Каждое утро я выхожу во двор и не могу налюбоваться чудесными картинами. Наш дом стоит на высоком берегу Игирмы, откуда открывается вид на высящуюся в пятидесяти километрах вершину горы у Нижне-Илимска, на широкую и глубокую долину реки Илим, сжатой с обеих сторон отвесными скалами, кудрявым ковром бескрайней тайги.
Это в полдень. А по утрам все утопает в густой белесой мгле – и долина, и горы, и тайга. Глаз выхватывает из тумана только ближние сосны да лиственницы, на голые ветви которых надеты белые чехлы инея. Лиственница – единственное хвойное дерево, которое на зиму сбрасывает свои иголки. Однако больше всего меня в такое утро удивляет солнце. В первый раз я даже подумал, что это не солнце, а блеклый диск луны, который можно увидеть поутру у нас в Литве. Уже который день солнце встает в дымке, непохожее на себя. Оно белое, как молоко. Никакого ореола, никакого иного цвета, ни одного луча! Белое, как молоко, солнце. Белый диск, на который можешь сколько угодно смотреть, не щуря глаз. И только к полудню этот белый диск начинает превращаться в солнце. Сперва несмело, краснея, точно девушка, оно окрашивается нежным румянцем, а спустя полчаса играет всеми красками, горит, пылает и не дает на себя смотреть, заставляя жмуриться, отводить прочь любопытные глаза. И тогда снова открываются, освобождаются от туманной дымки далекие сибирские просторы.

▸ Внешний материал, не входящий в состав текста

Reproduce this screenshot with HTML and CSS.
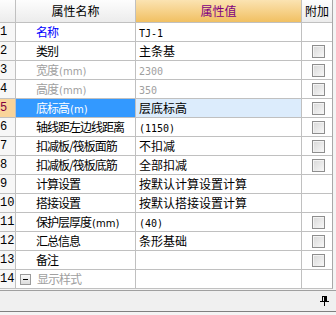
FILE: index.html
```html
<!DOCTYPE html>
<html>
<head>
<meta charset="utf-8">
<link rel="stylesheet" href="styles.css">
</head>
<body>
<div class="panel">
  <div class="grid">
    <div class="hd hd-num"></div>
    <div class="hd hd-name">属性名称</div>
    <div class="hd hd-val">属性值</div>
    <div class="hd hd-add">附加</div>

    <div class="num">1</div><div class="name blue">名称</div><div class="val"><span class="lat">TJ-1</span></div><div class="add"></div>
    <div class="num">2</div><div class="name">类别</div><div class="val">主条基</div><div class="add"><i class="cb"></i></div>
    <div class="num">3</div><div class="name gray">宽度<span class="unit">(mm)</span></div><div class="val gray"><span class="lat">2300</span></div><div class="add"><i class="cb"></i></div>
    <div class="num">4</div><div class="name gray">高度<span class="unit">(mm)</span></div><div class="val gray"><span class="lat">350</span></div><div class="add"><i class="cb"></i></div>
    <div class="num sel-num">5</div><div class="name sel-name">底标高<span class="unit">(m)</span></div><div class="val sel-val">层底标高</div><div class="add"><i class="cb"></i></div>
    <div class="num">6</div><div class="name">轴线距左边线距离</div><div class="val"><span class="lat">(1150)</span></div><div class="add"><i class="cb"></i></div>
    <div class="num">7</div><div class="name">扣减板/筏板面筋</div><div class="val">不扣减</div><div class="add"><i class="cb"></i></div>
    <div class="num">8</div><div class="name">扣减板/筏板底筋</div><div class="val">全部扣减</div><div class="add"><i class="cb"></i></div>
    <div class="num">9</div><div class="name">计算设置</div><div class="val">按默认计算设置计算</div><div class="add"></div>
    <div class="num">10</div><div class="name">搭接设置</div><div class="val">按默认搭接设置计算</div><div class="add"></div>
    <div class="num">11</div><div class="name">保护层厚度<span class="unit">(mm)</span></div><div class="val"><span class="lat">(40)</span></div><div class="add"><i class="cb"></i></div>
    <div class="num">12</div><div class="name">汇总信息</div><div class="val">条形基础</div><div class="add"><i class="cb"></i></div>
    <div class="num">13</div><div class="name">备注</div><div class="val"></div><div class="add"><i class="cb"></i></div>
    <div class="num">14</div><div class="name gray group"><i class="tog"></i>显示样式</div><div class="val"></div><div class="add"></div>
  </div>
  <div class="bar">
    <svg class="pin" width="9" height="10" viewBox="0 0 9 10">
      <rect x="2.5" y="0.5" width="4" height="5" fill="none" stroke="#000"/>
      <rect x="4" y="1" width="2" height="4" fill="#000"/>
      <rect x="0" y="5" width="9" height="1" fill="#000"/>
      <rect x="4" y="6" width="1" height="4" fill="#000"/>
    </svg>
  </div>
</div>
</body>
</html>
```

FILE: styles.css
```css
html, body {
  margin: 0;
  padding: 0;
  background: #f4f4f4;
}
body {
  width: 336px;
  height: 315px;
  overflow: hidden;
  font-family: "Noto Sans CJK SC", "Liberation Sans", sans-serif;
}
.panel {
  width: 336px;
}
.grid {
  display: grid;
  grid-template-columns: 15px 119px 165px 30px;
  grid-template-rows: 22px repeat(14, 18px);
  gap: 1px;
  width: 332px;
  background: #c0c0c0;
  border-right: 1px solid #a8a8a8;
  border-bottom: 1px solid #c0c0c0;
}
.grid > div {
  background: #fff;
  overflow: hidden;
  white-space: nowrap;
}
.hd {
  font-size: 12px;
  line-height: 22px;
  text-align: center;
  color: #000;
  background: linear-gradient(#fdfdfd, #ececec) !important;
}
.hd-val {
  color: #800080;
  background: linear-gradient(#fbe3b2, #f1c062) !important;
}
.num {
  font-family: "Liberation Mono", monospace;
  font-size: 12px;
  line-height: 18px;
  padding-left: 0;
  background: #f7f7f7 !important;
}
.name {
  font-size: 12px;
  line-height: 18px;
  padding-left: 20px;
  letter-spacing: -1px;
  color: #000;
}
.val {
  font-size: 12px;
  line-height: 18px;
  padding-left: 3px;
  color: #000;
}
.lat {
  font-family: "DejaVu Sans Mono", monospace;
  font-size: 10px;
  letter-spacing: 0;
}
.unit {
  font-family: "DejaVu Sans", sans-serif;
  font-size: 10px;
  letter-spacing: 0;
  margin-left: 1px;
}
.blue { color: #0000ff; }
.gray { color: #a0a0a0; }
.sel-num {
  background: #f9d49a !important;
  color: #800040;
}
.sel-name {
  background: #3399ff !important;
  color: #fff;
}
.sel-val {
  background: #dcecfc !important;
}
.add {
  display: flex;
  align-items: center;
  justify-content: center;
}
.cb {
  display: block;
  width: 11px;
  height: 11px;
  margin-left: 2px;
  border: 1px solid #8e8e8e;
  background: linear-gradient(135deg, #d8d8d8, #f8f8f8);
  box-shadow: inset 1px 1px 0 #f4f4f4;
}
.group {
  padding-left: 4px;
  display: flex;
  align-items: center;
}
.tog {
  display: block;
  position: relative;
  width: 9px;
  height: 9px;
  margin-right: 6px;
  border: 1px solid #9a9a9a;
  background: linear-gradient(#fafafa, #dcdcdc);
}
.tog::after {
  content: "";
  position: absolute;
  left: 2px;
  top: 4px;
  width: 5px;
  height: 1px;
  background: #000;
}
.bar {
  margin-top: 1px;
  height: 20px;
  border-top: 1px solid #a0a0a0;
  border-bottom: 1px solid #808080;
  background: #f0f0f0;
  display: flex;
  align-items: center;
  justify-content: flex-end;
  padding-right: 7px;
}
.pin {
  display: block;
}
```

И еще меня удивляют здешние собаки. У моего хозяина их две: Белка и ее двухмесячный сын Дозор. Собаки круглые сутки на дворе. Им не положено ни теплой конуры, ни охапки соломы. Белка, свернувшись клубком, лежит под дверью дома, прямо на утоптанном снегу, а щенок ютится где попало. Оба покрыты инеем, словно надели белые шубы. Собака – умное существо. Она понимает, что я гость и мне не пристало кричать на чужом дворе, а посему каждый раз проскакивает мимо моих ног в теплую кухню. И каждый раз ее выдворяют прочь.
– Впустишь раз-другой – и нет собаки, – с тягучим жемайтийским акцентом объясняет Зигмас Лобшайтис. – Жалко губить собаку – хороший помощник. Будет гонять по тайге соболя и белку, а отведает тепла – и кончено. Заболеет, и поминай как звали. Сибирская лайка не боится мороза. Круглый год живет под открытым небом.